**Description of the task**
Reproduce precisely the lines between the start of the data below and the line with "import React from 'react';", both included.

**Dataset section**
^^^^

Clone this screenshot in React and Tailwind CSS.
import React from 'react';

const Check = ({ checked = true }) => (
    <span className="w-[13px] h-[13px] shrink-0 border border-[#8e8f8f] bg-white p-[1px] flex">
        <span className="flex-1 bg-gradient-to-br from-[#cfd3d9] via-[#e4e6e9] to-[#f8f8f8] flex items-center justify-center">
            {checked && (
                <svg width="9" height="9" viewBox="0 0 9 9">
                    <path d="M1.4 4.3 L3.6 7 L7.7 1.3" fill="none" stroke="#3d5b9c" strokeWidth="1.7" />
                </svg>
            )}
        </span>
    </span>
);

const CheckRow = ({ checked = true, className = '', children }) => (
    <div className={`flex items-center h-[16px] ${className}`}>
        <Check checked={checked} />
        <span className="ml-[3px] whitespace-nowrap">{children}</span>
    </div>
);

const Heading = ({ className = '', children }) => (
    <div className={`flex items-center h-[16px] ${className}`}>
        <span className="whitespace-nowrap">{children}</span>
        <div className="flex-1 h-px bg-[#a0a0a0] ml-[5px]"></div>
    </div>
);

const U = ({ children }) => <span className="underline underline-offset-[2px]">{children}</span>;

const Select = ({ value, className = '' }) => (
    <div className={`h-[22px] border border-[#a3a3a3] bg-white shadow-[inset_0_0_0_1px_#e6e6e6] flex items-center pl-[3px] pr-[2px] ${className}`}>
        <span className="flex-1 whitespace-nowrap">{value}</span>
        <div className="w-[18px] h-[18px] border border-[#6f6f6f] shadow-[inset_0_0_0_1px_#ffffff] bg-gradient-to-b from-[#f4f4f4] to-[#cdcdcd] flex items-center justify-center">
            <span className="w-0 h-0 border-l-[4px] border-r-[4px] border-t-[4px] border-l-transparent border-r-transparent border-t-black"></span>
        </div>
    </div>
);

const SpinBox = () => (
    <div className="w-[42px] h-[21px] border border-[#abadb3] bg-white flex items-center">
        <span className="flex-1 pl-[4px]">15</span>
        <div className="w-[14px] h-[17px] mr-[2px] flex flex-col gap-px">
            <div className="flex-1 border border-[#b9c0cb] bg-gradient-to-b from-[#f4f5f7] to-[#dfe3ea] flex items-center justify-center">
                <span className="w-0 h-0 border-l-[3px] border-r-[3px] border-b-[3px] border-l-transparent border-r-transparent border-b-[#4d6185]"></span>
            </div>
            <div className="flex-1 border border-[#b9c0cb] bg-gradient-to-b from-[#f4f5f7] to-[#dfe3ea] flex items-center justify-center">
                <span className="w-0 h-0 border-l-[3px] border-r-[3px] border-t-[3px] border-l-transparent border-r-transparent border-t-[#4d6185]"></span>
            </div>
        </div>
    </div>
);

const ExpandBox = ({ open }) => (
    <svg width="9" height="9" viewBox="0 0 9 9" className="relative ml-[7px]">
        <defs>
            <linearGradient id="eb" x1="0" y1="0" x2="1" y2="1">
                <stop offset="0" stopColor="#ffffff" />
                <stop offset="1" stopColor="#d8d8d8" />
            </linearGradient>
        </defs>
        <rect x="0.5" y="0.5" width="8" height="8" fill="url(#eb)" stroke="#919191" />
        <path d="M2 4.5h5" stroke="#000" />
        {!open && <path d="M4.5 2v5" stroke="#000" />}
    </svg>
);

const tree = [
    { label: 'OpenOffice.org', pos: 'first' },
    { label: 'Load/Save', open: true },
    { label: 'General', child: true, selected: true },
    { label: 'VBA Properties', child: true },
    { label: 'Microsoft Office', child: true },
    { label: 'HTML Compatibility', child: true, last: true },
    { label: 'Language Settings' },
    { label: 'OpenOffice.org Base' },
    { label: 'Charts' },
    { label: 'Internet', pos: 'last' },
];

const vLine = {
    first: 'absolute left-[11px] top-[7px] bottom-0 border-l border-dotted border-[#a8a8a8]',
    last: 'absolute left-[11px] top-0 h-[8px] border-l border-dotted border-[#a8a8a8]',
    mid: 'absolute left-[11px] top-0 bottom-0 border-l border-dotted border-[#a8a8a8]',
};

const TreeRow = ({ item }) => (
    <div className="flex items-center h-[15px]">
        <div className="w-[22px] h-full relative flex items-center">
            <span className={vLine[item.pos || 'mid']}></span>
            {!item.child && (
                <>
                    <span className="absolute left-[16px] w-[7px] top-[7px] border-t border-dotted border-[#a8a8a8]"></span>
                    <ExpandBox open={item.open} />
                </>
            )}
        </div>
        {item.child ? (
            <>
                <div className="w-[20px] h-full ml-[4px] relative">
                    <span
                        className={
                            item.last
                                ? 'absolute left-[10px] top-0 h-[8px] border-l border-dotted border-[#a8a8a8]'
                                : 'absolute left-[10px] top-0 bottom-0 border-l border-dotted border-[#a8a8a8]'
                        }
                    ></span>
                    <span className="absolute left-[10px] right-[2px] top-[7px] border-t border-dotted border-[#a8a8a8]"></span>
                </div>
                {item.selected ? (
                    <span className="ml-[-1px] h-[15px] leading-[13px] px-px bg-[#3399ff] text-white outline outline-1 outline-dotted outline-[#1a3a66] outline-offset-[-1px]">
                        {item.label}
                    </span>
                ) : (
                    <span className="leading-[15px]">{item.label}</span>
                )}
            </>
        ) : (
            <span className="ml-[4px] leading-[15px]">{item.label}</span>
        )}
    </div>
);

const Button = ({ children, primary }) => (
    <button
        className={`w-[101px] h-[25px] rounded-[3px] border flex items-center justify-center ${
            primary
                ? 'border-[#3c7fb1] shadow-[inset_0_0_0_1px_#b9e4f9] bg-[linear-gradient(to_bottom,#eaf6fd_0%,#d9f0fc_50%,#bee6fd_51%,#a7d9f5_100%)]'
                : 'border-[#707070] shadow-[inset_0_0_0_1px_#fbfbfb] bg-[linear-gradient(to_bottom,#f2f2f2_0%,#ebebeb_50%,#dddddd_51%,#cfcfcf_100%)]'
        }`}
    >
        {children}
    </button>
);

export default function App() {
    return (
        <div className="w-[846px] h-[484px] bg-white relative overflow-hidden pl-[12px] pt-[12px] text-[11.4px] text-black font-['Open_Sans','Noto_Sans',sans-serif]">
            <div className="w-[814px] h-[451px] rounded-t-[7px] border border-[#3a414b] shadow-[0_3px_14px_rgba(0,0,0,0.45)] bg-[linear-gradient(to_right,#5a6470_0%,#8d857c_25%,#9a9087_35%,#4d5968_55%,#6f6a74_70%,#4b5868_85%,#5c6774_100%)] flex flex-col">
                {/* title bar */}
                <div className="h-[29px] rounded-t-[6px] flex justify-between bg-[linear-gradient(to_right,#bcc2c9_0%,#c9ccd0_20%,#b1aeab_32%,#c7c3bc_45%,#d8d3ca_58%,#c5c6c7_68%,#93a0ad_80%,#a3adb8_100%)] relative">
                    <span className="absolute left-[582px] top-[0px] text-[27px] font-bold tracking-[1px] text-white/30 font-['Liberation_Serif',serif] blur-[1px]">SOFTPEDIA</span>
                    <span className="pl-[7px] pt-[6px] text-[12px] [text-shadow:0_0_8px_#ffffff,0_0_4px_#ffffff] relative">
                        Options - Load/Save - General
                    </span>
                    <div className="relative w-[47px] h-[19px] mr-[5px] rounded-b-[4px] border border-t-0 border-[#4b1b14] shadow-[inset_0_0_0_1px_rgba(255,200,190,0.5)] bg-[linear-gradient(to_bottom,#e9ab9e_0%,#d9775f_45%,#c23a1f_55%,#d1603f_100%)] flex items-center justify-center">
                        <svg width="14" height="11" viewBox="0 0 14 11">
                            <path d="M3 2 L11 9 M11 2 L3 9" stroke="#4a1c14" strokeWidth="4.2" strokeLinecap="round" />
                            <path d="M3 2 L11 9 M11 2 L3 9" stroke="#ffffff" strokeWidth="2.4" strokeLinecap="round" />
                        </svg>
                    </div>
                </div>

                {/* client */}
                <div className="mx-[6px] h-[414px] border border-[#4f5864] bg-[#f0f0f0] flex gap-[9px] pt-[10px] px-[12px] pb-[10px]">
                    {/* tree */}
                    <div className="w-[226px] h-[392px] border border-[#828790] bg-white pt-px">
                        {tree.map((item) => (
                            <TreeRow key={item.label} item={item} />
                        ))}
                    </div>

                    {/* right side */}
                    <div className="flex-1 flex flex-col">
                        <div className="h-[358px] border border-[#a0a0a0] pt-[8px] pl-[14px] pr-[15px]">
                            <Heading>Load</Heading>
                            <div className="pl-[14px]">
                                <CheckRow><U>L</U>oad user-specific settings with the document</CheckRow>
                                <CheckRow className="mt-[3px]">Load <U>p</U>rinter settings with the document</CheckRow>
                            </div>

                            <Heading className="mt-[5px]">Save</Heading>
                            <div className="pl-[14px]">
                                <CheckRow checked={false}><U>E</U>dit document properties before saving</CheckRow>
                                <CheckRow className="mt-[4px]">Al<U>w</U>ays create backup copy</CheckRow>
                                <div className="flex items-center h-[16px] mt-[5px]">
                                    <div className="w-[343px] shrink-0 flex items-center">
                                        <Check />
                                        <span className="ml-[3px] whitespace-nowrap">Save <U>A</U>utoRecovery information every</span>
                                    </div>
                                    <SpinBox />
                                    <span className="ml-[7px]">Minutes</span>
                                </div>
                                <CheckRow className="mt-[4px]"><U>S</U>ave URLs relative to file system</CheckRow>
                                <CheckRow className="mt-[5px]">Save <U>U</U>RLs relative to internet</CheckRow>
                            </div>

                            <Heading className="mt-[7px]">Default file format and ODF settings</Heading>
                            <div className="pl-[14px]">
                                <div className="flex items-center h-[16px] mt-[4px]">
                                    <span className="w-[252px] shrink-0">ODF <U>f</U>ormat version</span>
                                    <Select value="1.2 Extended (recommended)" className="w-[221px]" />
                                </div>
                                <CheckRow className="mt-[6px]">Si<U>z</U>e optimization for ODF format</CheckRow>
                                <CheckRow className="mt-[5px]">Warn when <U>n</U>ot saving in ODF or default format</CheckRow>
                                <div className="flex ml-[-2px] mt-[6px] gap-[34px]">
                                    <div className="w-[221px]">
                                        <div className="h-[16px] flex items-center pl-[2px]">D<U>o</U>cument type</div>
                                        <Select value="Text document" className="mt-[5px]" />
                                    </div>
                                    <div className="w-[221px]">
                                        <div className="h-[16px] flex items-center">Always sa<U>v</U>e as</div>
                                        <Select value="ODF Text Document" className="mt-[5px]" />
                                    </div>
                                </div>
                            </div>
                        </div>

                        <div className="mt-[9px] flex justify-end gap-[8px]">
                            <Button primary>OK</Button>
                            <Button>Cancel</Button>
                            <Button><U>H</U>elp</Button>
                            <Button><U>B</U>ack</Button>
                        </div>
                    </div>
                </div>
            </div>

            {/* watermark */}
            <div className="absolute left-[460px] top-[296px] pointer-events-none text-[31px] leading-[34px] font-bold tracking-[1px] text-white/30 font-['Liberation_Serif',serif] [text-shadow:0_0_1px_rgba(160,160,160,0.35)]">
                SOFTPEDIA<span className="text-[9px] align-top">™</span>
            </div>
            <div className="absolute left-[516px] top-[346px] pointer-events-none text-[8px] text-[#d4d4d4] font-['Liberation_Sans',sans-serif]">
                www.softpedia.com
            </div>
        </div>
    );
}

^^^^

**The solution**
Clone this screenshot in React and Tailwind CSS.
import React from 'react';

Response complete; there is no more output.